Отец и сын - страница 25



Сам же Петр в это время относился к сыну очень хорошо. Когда в начале 1707 года царевич заболел, Петр писал А.Д.Меншикову: «Я бы вчерась в Ахтырку поехал, но остался для болезни сына моего, которому сегодня мало лучшее».

В то время и сын тоже был добросовестен по отношению к отцу, и, по крайней мере, открыто – со рвением исполнял возложенные на него отцом функции соправителя. Когда в Москве было получено сообщение «о неслыханной виктории» под Полтавой, царевич Алексей Петрович «созвал к себе на банкет всех иностранных и русских министров и знатных офицеров и трактовал их великолепно в Преображенском в апартаментах своих и в шатрах».

12

Хотя брачный договор, о котором шла речь выше, был делом тайным, московские ненавистники Петра узнали о нем практически сразу. Скорее всего потому, что среди близких к Петру людей у них имелся осведомитель, быть может, даже не один. Кто? Сию минуту у автора есть только одно предположение – Долгорукие. Один из них Василий Владимирович был сторонником царевича и его окружения; а получить сведения о договоре он мог от Василия Лукича Долгорукого. Они были в разных политических лагерях, но родственных отношений не рвали.

Получивши сведения о сделке, оппозиционеры совершенно ясно поняли, что женитьба уведет сына к отцу навсегда. И контрмера была сыскана. Решено было свозить Алексея к матери, в Суздальский Покровский монастырь, полагая, что этой акцией удастся обновить любовь Алексея к матери и ожесточить сына по отношению к отцу. Тем более, еще раз повторяем, что для противников Петра тогда было совершенно очевидно: если не удастся ожесточить сына по отношению к отцу, то все надежды и расчеты на возрождение в России любезнейшей старины придется окончательно и бесповоротно похоронить.

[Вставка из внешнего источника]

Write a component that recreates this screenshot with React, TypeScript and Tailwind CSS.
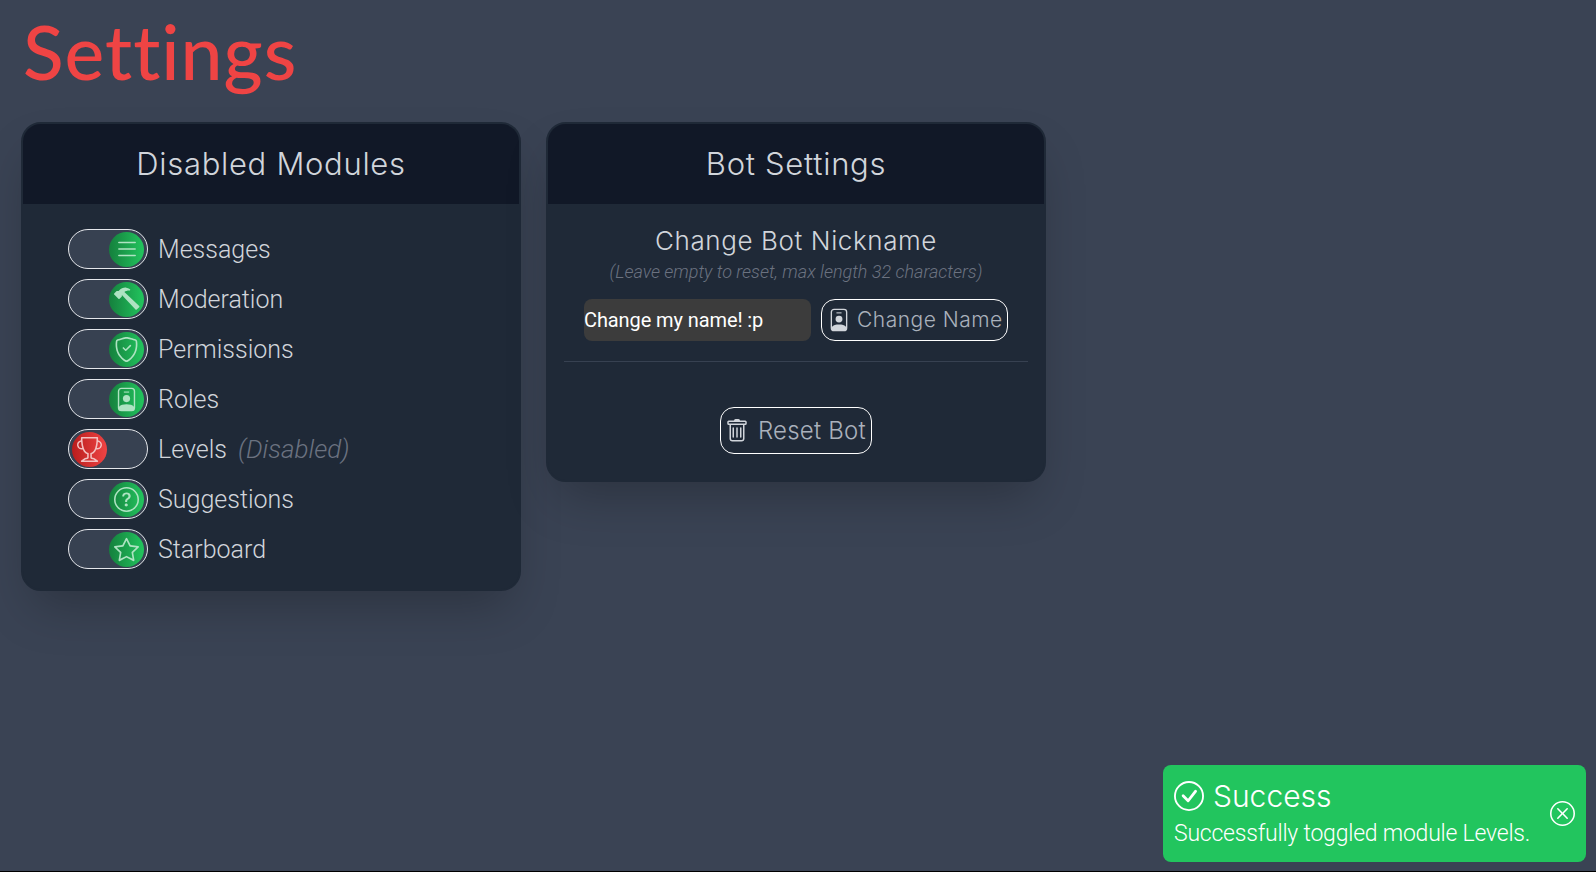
import {
  BsList,
  BsHammer,
  BsShieldCheck,
  BsTrophy,
  BsQuestionCircle,
  BsStar,
  BsTrash,
  BsCheckCircle,
  BsXCircle,
} from "react-icons/bs";
import { type ReactNode } from "react";

const ROBOTO = "font-['Roboto',sans-serif]";
const HEADING = "font-['Inter',sans-serif]";

// id badge: outline with a filled head and shoulders
const BadgeIcon = ({ size, className }: { size: number; className?: string }) => (
  <svg width={size} height={size} viewBox="0 0 16 16" fill="currentColor" className={className}>
    <rect x="2.9" y="0.9" width="10.2" height="14.2" rx="1.8" fill="none" stroke="currentColor" strokeWidth="0.9" />
    <path d="M6.3 2.9h3.4v.7H6.3z" />
    <circle cx="8" cy="7.4" r="2.3" />
    <path d="M3.2 14.9v-2.3c1-1.2 2.7-1.6 4.8-1.6s3.8.4 4.8 1.6v2.3z" />
  </svg>
);

const modules: { name: string; icon: ReactNode; disabled?: boolean }[] = [
  { name: "Messages", icon: <BsList size={26} /> },
  { name: "Moderation", icon: <BsHammer size={26} /> },
  { name: "Permissions", icon: <BsShieldCheck size={25} /> },
  { name: "Roles", icon: <BadgeIcon size={25} /> },
  { name: "Levels", icon: <BsTrophy size={25} />, disabled: true },
  { name: "Suggestions", icon: <BsQuestionCircle size={25} /> },
  { name: "Starboard", icon: <BsStar size={25} /> },
];

const Card = ({
  title,
  children,
}: {
  title: string;
  children: ReactNode;
}) => (
  <div className="w-[500px] overflow-hidden rounded-[20px] border-2 border-[#1f2937] bg-[#1f2937] shadow-2xl">
    <div
      className={`flex h-[80px] items-center justify-center bg-[#111827] text-[31px] font-light tracking-[0.7px] text-[#d1d5db] ${HEADING}`}>
      {title}
    </div>
    {children}
  </div>
);

const ModuleRow = ({
  name,
  icon,
  disabled,
}: {
  name: string;
  icon: ReactNode;
  disabled?: boolean;
}) => (
  <div className="flex h-[40px] items-center">
    {/* toggle knob sits left when the module is off */}
    <div
      className={`flex h-[40px] w-[80px] shrink-0 items-center rounded-full border border-[#e5e7eb] bg-[#374151] px-[3px] ${
        disabled ? "justify-start" : "justify-end"
      }`}>
      <div
        className={`flex h-[35px] w-[35px] items-center justify-center rounded-full bg-linear-to-r ${
          disabled
            ? "from-[#b91c1c] to-[#ef4444] text-[#f3c1c1]"
            : "from-[#15803d] to-[#22c55e] text-[#aee3c2]"
        }`}>
        {icon}
      </div>
    </div>
    <span className={`mt-[1px] ml-[10px] text-[25px] font-light text-[#d1d5db] ${ROBOTO}`}>
      {name}
    </span>
    {disabled && (
      <span className={`mt-[1px] ml-[11px] text-[26px] font-light italic text-[#6b7280] ${ROBOTO}`}>
        (Disabled)
      </span>
    )}
  </div>
);

const App = () => {
  return (
    <div className="h-[872px] w-full overflow-hidden bg-black">
      <div className="h-[871px] w-full bg-[#3a4354] pt-[6px]">
        <h1 className="ml-[23px] h-[90px] font-['Lato',sans-serif] text-[75px] leading-[90px] font-medium tracking-[1px] text-[#ef4444]">
          Settings
        </h1>

        <div className="mt-[26px] ml-[21px] flex items-start gap-[25px]">
          <Card title="Disabled Modules">
            <div className="flex flex-col gap-[10px] pt-[25px] pb-[20px] pl-[45px]">
              {modules.map((module) => (
                <ModuleRow key={module.name} {...module} />
              ))}
            </div>
          </Card>

          <Card title="Bot Settings">
            <div className="flex flex-col items-center pt-[19px]">
              <div className={`text-[26px] leading-[36px] font-light tracking-[0.6px] text-[#d1d5db] ${HEADING}`}>
                Change Bot Nickname
              </div>
              <div className={`mt-[1px] text-[18px] leading-[24px] font-light italic text-[#6b7280] ${ROBOTO}`}>
                (Leave empty to reset, max length 32 characters)
              </div>
              <div className="mt-[15px] flex gap-[10px]">
                <div
                  className={`flex h-[42px] w-[227px] items-center rounded-lg bg-[#3c3c3c] text-[20px] tracking-[-0.1px] text-white ${ROBOTO}`}>
                  Change my name! :p
                </div>
                <button
                  className={`flex h-[42px] w-[187px] items-center gap-[6px] rounded-[14px] border border-white pl-[5px] text-[21px] font-light tracking-[0.5px] text-[#aab1bc] ${HEADING}`}>
                  <BadgeIcon size={24} className="text-[#d1d5db]" />
                  Change Name
                </button>
              </div>
              <div className="mt-[20px] h-px w-[464px] bg-[#374151]" />
              <button
                className={`mt-[45px] mb-[26px] flex h-[47px] w-[152px] items-center gap-[9px] rounded-[14px] border border-white pl-[4px] text-[24px] font-light tracking-[0.2px] text-[#aab1bc] ${HEADING}`}>
                <BsTrash size={24} className="text-[#d1d5db]" />
                Reset Bot
              </button>
            </div>
          </Card>
        </div>
      </div>

      {/* toast */}
      <div className="fixed top-[765px] left-[1163px] flex h-[97px] w-[423px] items-center rounded-lg bg-[#22c55e] pr-[11px] pl-[11px] text-white">
        <div className="min-w-0 flex-1 pb-[1px]">
          <div className={`flex items-center gap-[9px] text-[30px] leading-[36px] font-light ${HEADING}`}>
            <BsCheckCircle size={30} />
            Success
          </div>
          <div className={`mt-[5px] text-[23px] leading-[30px] font-light tracking-[-0.22px] whitespace-nowrap ${ROBOTO}`}>
            Successfully toggled module Levels.
          </div>
        </div>
        <BsXCircle size={25} />
      </div>
    </div>
  );
};

export default App;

И потому – прежде всего – Суздаль!

Наступил Сочельник 1707 года – или, говоря по-русски – Святки. Дни эти у православных по традиции – время веселое, праздничное. Съедалось и выпивалось на Святки помногу.

13

Вечер. Тихо и покойно в комнатах царевича. Хотя, полной темноты все же нет – из-за киота со многими иконами у него в спальне: перед каждою лампадочка светится красноватым своим огоньком. Только-только отстоял Алексей в ночной своей рубашечке, вышитой тетушкой Софьей давным-давно – перед киотом, отстоял добросовестно, прочитавши – четко, вслух, не торопясь, все положенные православному вечерние молитвы.

И вдруг – стук в дверь! Боже ты мой! Только что подошел Алексей ко кровати своей чистенькой, как снова надобно идти и отворять. А ведь он уже и на засов дверь закрыл.

Вообще-то – открывать да закрывать двери дело сенного паренька – ночного, особого. Но нынче царевич в спальне один. Ведь Святки! Вот сенной паренек, и, как Алексею известно, из дальних Нарышкиных (родственник, значит) отпросился в семью. Объяснил, что у них нынче молодежь гадать будет. Ну и пусть себе позабавится. Алексей не маленький. Ничего с сыном царевым не станется. Во дворце в Преображенском всегда полно стражи. Прибегут, если что… Тем более, что стук-то был свой – три скорых и два в растяжечку. Стало быть, без опаски можно отворять. Он и отворил. Ах, батюшки-светы, радость-то, какая! Отец Яков пришел-пожаловал. Три целых денька где-то пропадал, и вот, наконец, объявился!

– Где пропадал?

– Болел я, болел, сударь мой Алексей Петрович… Не хотел тебе праздники портить своею болезнью… Зато теперя – попразднуем! Святки – время веселое! Хочешь, съездим на охоту. А? Зайчишек погоняем… А хочешь – в Троицу… Там нас с тобою всякий день ждут… Архимандрит, вон, письмо вчерась прислал, спрашивает, пошто, мол, не едешь… Хочешь?